北の伏魔殿 ケースII-➀
○組織、学閥上げてのパワハラ
パワハラについては、ケースⅠのような事例が珍しいと思っていた私にとって、私の県では実は普遍的に行われているということを実感したのは、ケースⅡである。
ケースⅡの話の前をする前に、県のパワハラ体質の話をしてようと思う。これが、実はケースⅡとも関連してくるからだ。
経済交流の課から産業振興の課へ移動した私の前に、当時、県庁内でもパワハラの権化と謳われた人物が課長として現れた。
その課長は、過去に部下をパワハラにより2人も自死に追い込み、二桁にのぼる職員をメンタル不調から休職させた。今なら、相当重い懲戒処分が下されるところだが、そもそもハラスメントに甘い県の体質と相まって、幹部職員にまで上り詰め、相当数の被害者を生み出した。
課長から指示のあった事業の直し方針の原案を作成し、説明していると、
なかなか納得せずに、午後4時から始まった課長説明が夕食休憩もなしに午後9時頃まで、延々とダメ出しを続けられていた。私が「課長のおっしゃるとおりにします。」と言うと「死ねと言ったら死ぬのか」と聞き返した。
今年、厚労省「パワハラ相談員」でもある管理職も部下に同様のことをいい、言われた職員は鬱で退職し、その管理職は懲戒処分されたそうだが、「死ね」と言うのが職務命令であるはずもないだろうに。彼がそう言った背景には、自死した職員について、当時の幹部職員から「今度繰り返したら二度はない」と言われたことが頭にあったからだ。しかし、それでも懲りない。確かに高学歴で、仕事の能力はあるが、部下を使うことができないこの程度のレベルの職員を管理職にしている県庁の体質が大いに問題である。

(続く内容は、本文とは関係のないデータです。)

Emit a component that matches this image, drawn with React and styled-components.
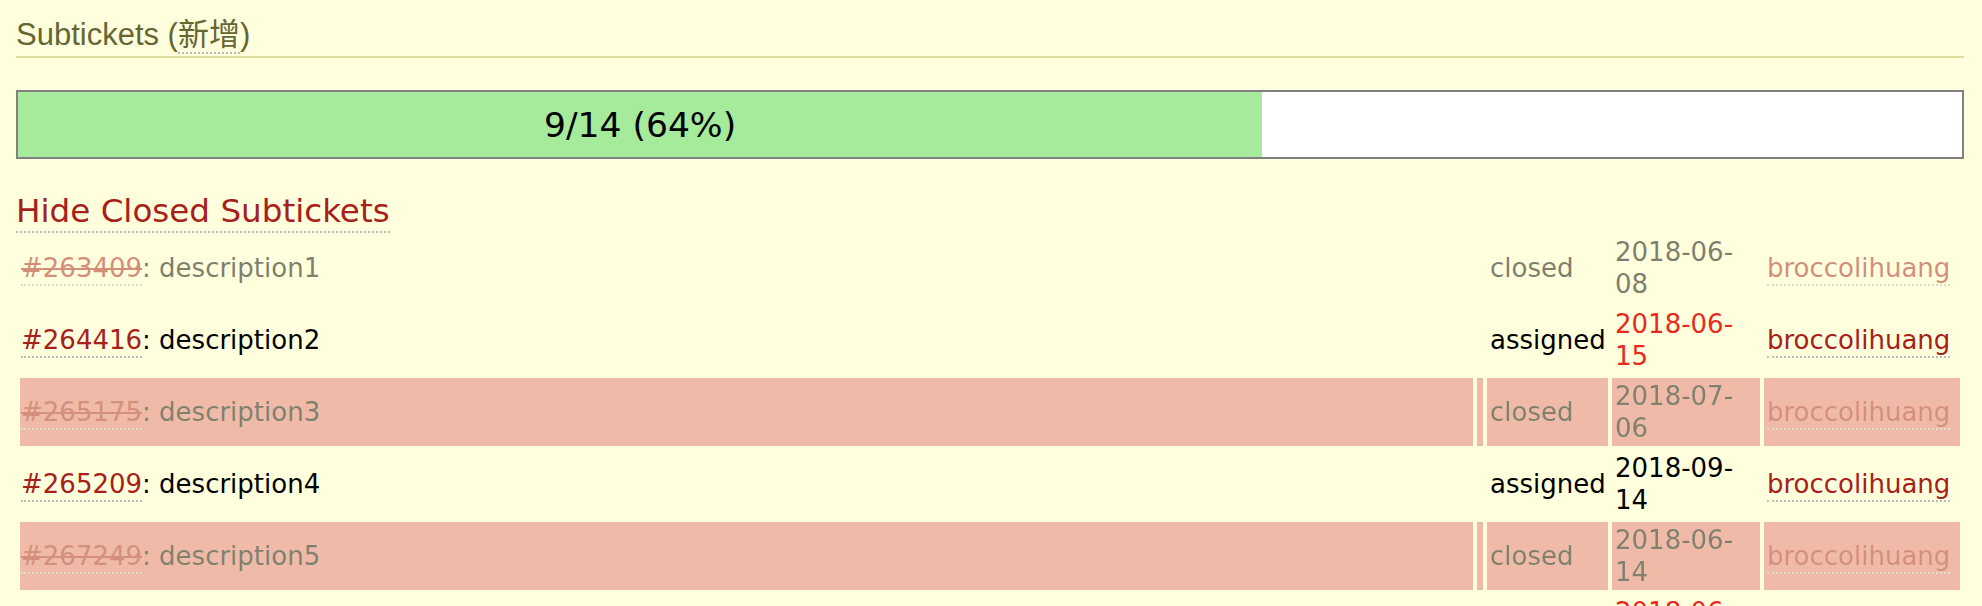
import React from "react";
import styled, { createGlobalStyle } from "styled-components";

const GlobalStyle = createGlobalStyle`
  html, body {
    margin: 0;
    padding: 0;
    background: #ffffdd;
    overflow: hidden;
  }
  body {
    font-family: "DejaVu Sans", Verdana, sans-serif;
    color: #000;
  }
`;

const tickets = [
  { id: 263409, summary: "description1", status: "closed", due: "2018-06-08", owner: "broccolihuang" },
  { id: 264416, summary: "description2", status: "assigned", due: "2018-06-15", owner: "broccolihuang", overdue: true },
  { id: 265175, summary: "description3", status: "closed", due: "2018-07-06", owner: "broccolihuang", shade: true },
  { id: 265209, summary: "description4", status: "assigned", due: "2018-09-14", owner: "broccolihuang" },
  { id: 267249, summary: "description5", status: "closed", due: "2018-06-14", owner: "broccolihuang", shade: true },
  { id: 268075, summary: "description6", status: "assigned", due: "2018-06-29", owner: "broccolihuang", overdue: true },
];

const Page = styled.div`
  padding: 0 18px 0 16px;
  min-height: 100vh;
  background: #ffffdd;
`;

const Heading = styled.h3`
  margin: 0;
  padding: 17px 0 3px;
  font-family: "Liberation Sans", "Noto Sans CJK SC", Arial, sans-serif;
  font-size: 31px;
  font-weight: normal;
  line-height: 36px;
  color: #666633;
  border-bottom: 2px solid #dddd99;
`;

const Abbr = styled.span`
  border-bottom: 2px dotted #bbb;
`;

const Progress = styled.div`
  margin-top: 32px;
  display: flex;
  height: 65px;
  border: 2px solid #808080;
  background: #fff;
`;

const Fill = styled.div`
  display: flex;
  align-items: center;
  justify-content: center;
  background: #a6eb9c;
  font-size: 34.5px;
  white-space: nowrap;
`;

const Toggle = styled.div`
  margin-top: 34px;
  font-size: 32.6px;
  line-height: 37px;
`;

const Link = styled.a`
  color: #a8201a;
  text-decoration: ${(p) => (p.$closed ? "line-through" : "none")};
  border-bottom: 2px dotted #bbb;
  padding-bottom: 1px;
  cursor: pointer;
`;

const Table = styled.table`
  width: 100%;
  table-layout: fixed;
  border-collapse: separate;
  border-spacing: 4px;
  font-size: 26px;
  line-height: 32px;
`;

const Col = styled.col`
  width: ${(p) => (p.$w ? `${p.$w}px` : "auto")};
`;

const Row = styled.tr`
  opacity: ${(p) => (p.$closed ? 0.5 : 1)};
`;

const Cell = styled.td`
  padding: 2px 1px 2px 3px;
  vertical-align: middle;
  white-space: ${(p) => (p.$nowrap ? "nowrap" : "normal")};
  background: ${(p) => (p.$shade ? "#df7773" : "transparent")};
  overflow: hidden;

  &:first-child {
    padding-left: 1px;
  }
`;

const Due = styled.span`
  color: ${(p) => (p.$overdue ? "#e82a1e" : "inherit")};
`;

function DueDate({ value, overdue }) {
  const [y, m, d] = value.split("-");
  return (
    <Due $overdue={overdue}>
      {y}-{m}-<wbr />
      {d}
    </Due>
  );
}

export default function App() {
  const done = tickets.filter((t) => t.status === "closed").length + 6;
  const total = tickets.length + 8;
  const pct = Math.round((done / total) * 100);

  return (
    <Page>
      <GlobalStyle />
      <Heading>
        Subtickets (<Abbr>新增</Abbr>)
      </Heading>

      <Progress>
        <Fill style={{ width: `${pct}%` }}>
          {done}/{total} ({pct}%)
        </Fill>
      </Progress>

      <Toggle>
        <Link>Hide Closed Subtickets</Link>
      </Toggle>

      <Table>
        <colgroup>
          <Col />
          <Col $w={6} />
          <Col $w={121} />
          <Col $w={148} />
          <Col $w={196} />
        </colgroup>
        <tbody>
          {tickets.map((t) => {
            const closed = t.status === "closed";
            return (
              <Row key={t.id} $closed={closed}>
                <Cell $shade={t.shade}>
                  <Link $closed={closed}>#{t.id}</Link>: {t.summary}
                </Cell>
                <Cell $shade={t.shade} />
                <Cell $shade={t.shade} $nowrap>
                  {t.status}
                </Cell>
                <Cell $shade={t.shade}>
                  <DueDate value={t.due} overdue={t.overdue} />
                </Cell>
                <Cell $shade={t.shade} $nowrap>
                  <Link>{t.owner}</Link>
                </Cell>
              </Row>
            );
          })}
        </tbody>
      </Table>
    </Page>
  );
}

この課長がそういうパワハラ職員だとは知らなかった私は、課長着任前に代表係が課長から最も遠い場所に席を配置したことを不審に思った。(通常代表係は課長とコニュケーションを取るため、隣席に配置するのが普通)
私は、ハラスメントを受け始めた頃から、周囲に話を聞いていると、課長が団体出向していた時に部下だった市派遣職員を退職させたり、冒頭説明したように大勢の職員をメンタル不調にさせたりしており、彼を知る友人でもある幹部職員からも「彼に部下を持たせたらだめなんだ」と言われる始末だった。
私は、そういった圧力には比較的耐久性があり、課長のダメだしを受けながらも事業の見直しを完成させ、予算編成方針に則って財政当局にも説明、納得を得て、事業の予算要求が課の方向性どおりにうまく収まった。
しかし、課長にとっては、部下とは、自分を恐れる存在でなければ面白くないらしく、わずか2年でその課から出先機関に異動させられた。
当初、異動は希望していないと抵抗したが、「出先で新たなプロジェクトがあり、君に担当して欲しい」と言われたため、承諾したが、真っ赤な嘘だった。今時、人事で嘘をつくようなことをしてるとは、ケースⅠでも、人事課にいた職員が同様のことをしていたが、県庁の体質であるようだ。
なお、この人事を担当した部の人事担当課長補佐も同様の人間で、出先の総務部長として、私と一緒に異動したが、この職員が私の人事の権限がある役職につくのは、5回あり、その都度、周囲に私のあることないことを吹聴して、私の人事に不利益となるよう工作していた。
実は、この職員と初めて、同僚となったのは、私が係長に昇格する前の課で彼は当時は、人事とは関係のない部署の主査だったが、担当者時代人事係にいたことがあった。
彼とは、当初、酒を飲むなど当初、関係は悪くはなかったが、私が採用から8年間、部局はもちろん係の異動もなかったことに不満をもらしたのが、面白くなかったらしく、それから自分が人事担当になった際、人事で報復するようになった。
私は、仕事を覚えるために、色々な仕事を担当したくて、そう言ったのだが、総務・庶務系の仕事しか自信のない彼にとっては、様々な職務や経験をしたいということが理解できず、それを出世の希望にしか結びつけられなかった。だから、彼は、事業系の仕事ができなかった。なお、彼がやていたことは番外編で詳しく書いていこうと思う。